他如才知聪明,所有一切文章技艺,极奇尽变,皆是身外之物,挡不得生死,抵不倒轮回。不惟于我无干,且心系于此物之中,神牵于此物之内,适为我害道种子。就是立功立德立言,功参造化,德并乾坤,只算一点仁心慈悲济世,可以为民父母,若欲卓越成仙,则犹未也。盖以德事在外,而非关乎己之修炼、尽性立命、堪为后世规模也。尔等得闻此诀,亦是人间第一稀有之缘。
--------摘自《乐育堂语录》
第二十九章 去奢去泰
将欲取天下而为之,吾见其不得已。天下神器,不可为也,不可执也。为者败之,执者失之。故物或行或随,或呴或吹,或强或羸。是以圣人去甚,去奢,去泰。

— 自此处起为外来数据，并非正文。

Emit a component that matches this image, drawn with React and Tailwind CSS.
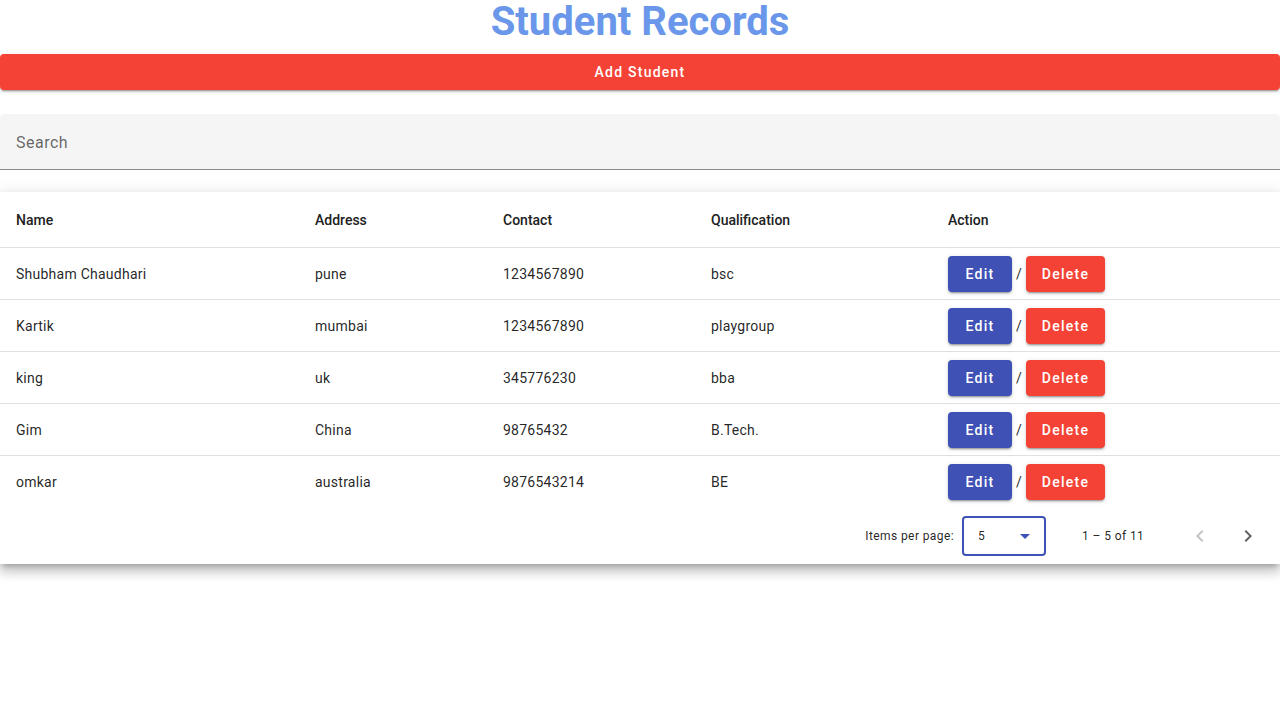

道本无声无臭,清净自然。修道者亦当不识不知,纯任自然,此历代祖师心印,自开辟以至于今,无可或外者。无如世之异端旁门,反讥吾道为孤修寂炼,卒至顽空无用,我岂不自思哉?将欲取天下而行有为之政,吾见其不为而不得已,愈为而愈不得已也。盖天下虽大,原有神器为之先。所谓先天大道,希言自然者是。天下为神器之匡廓,神器乃天下之主宰,天下可为而神器不可为也。苟有为焉,始则纷更多事,究至荡检逾闲,而天德尽废,为之正所以败之也。审是与其有为而偾事,何如无为而成功乎!与其有执而失常,何如无执而得道乎!况道原于天,天道无为,而自化生其中者,又何异耶?试观初生之时,乾元资始,或阳往而行先;坤元资生,或阴来而随后。一动一静,互为其根,有必然者。他如气之由伸而屈,吸之则油然而呴;气之由屈而伸,呼之则悠然而吹。如是则生气畅,生机永矣。至于禀受不同,刚柔亦异,或受气多而精强,或受气少而精弱,要皆后天之不齐。物生之各别,故有时而伸,气机蓬勃上载;有时而降,气机油然下隳。是皆天道之自然,非人力所可致也。虽下手之初,不无勉强之迹,然亦因其势顺其时,可行则行,可止则止,勉强中寓自然,固久远而不弊耳。是亦圣人于采药炼丹时,要知去其已甚,去其太奢,去其过泰,在在归于中正,时时处以和平。虽曰有为,而亦等于无为矣;虽曰有作,而亦同无作矣。故有无相生,始可言大道。 此言大道无为——无为者,先天养性之学;然亦有为——有为者,后天炼命之工。须知有为无为,性命之修持名异而其中之主宰,总不可偶动,动则非中。无论有为不是,无为亦非。惟有中主而不乱,知时识势,见可而进,知难则退,则无为得矣,即有为亦得焉。主宰者何?即天下之神器是也。人能知得本原,一归浑浑沦沦,虚灵不昧。始而有为,有为也是;终则无为,无为也是。不然概曰无为自然,则孔子何必言道,何必言困之勉行,何必言择善固执?知修身之道,端在性命;性命之功,须分安勉,不必强为分别,总在人神明其德。如治国然:治则用文,乱则用武,相时而动,听天而行,庶乎左右逢源,无在不得其宜矣。第此可为知者道,难为板滞者言也。